Nahel et la « contre-révolution » en cours

 

« C’est devenu un sujet de débat public, là où ça ne l’était pas. Il faut se le dire, parce que sinon, on se demande à quoi tout cela sert », résume Youcef Brakni. Car les moments de découragement sont légions. En particulier cet été, avec l’assassinat du jeune Nahel, qui a donné lieu aux schémas narratifs habituels – criminalisation de la victime, stigmatisation des jeunes en révolte dans les quartiers populaires… – et à une forte répression judiciaire des émeutes.

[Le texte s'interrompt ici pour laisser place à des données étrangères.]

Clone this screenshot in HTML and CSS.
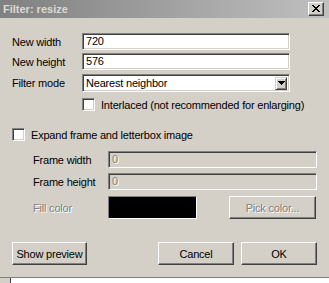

Mort de Nahel : les révoltés face à la justice expéditive

Chaque année depuis 2016, le comité Adama organise une marche à Beaumont-sur-Oise. Mais en juillet, la préfecture du Val d’Oise l’a interdite. Alors qu’un transfert de la marche à Paris, place de la République, était envisagé, la préfecture de police de Paris l’a à son tour interdite. Motif : risques de troubles à l’ordre public, dans le contexte tendu autour de la mort de Nahel.

« Nos victoires se font au prix de contre-révolution », analyse Youcef Brakni. En voyant les images du meurtre de Nahel, « j’ai pensé : toute la France va se soulever, pas seulement les quartiers populaires, car c’est insupportable. Je pensais qu’il y aurait un basculement dans l’opinion publique, comme avec George Floyd aux Etats-Unis, où tout le monde était dans la rue. Mais ce n’est pas ce qu’il s’est passé. Cela montre que la France est dans un état critique ». La révolte a été restreinte aux jeunes des quartiers populaires.

Mais elle constitue tout de même « un espoir », s’accroche le porte-parole du comité Adama : « malgré le matraquage quotidien, ces révoltes sont un cri, pour dire qu’on ne peut pas nous tuer comme ça ; que ces quartiers sont vivants ; qu’ils ne se résignent pas ».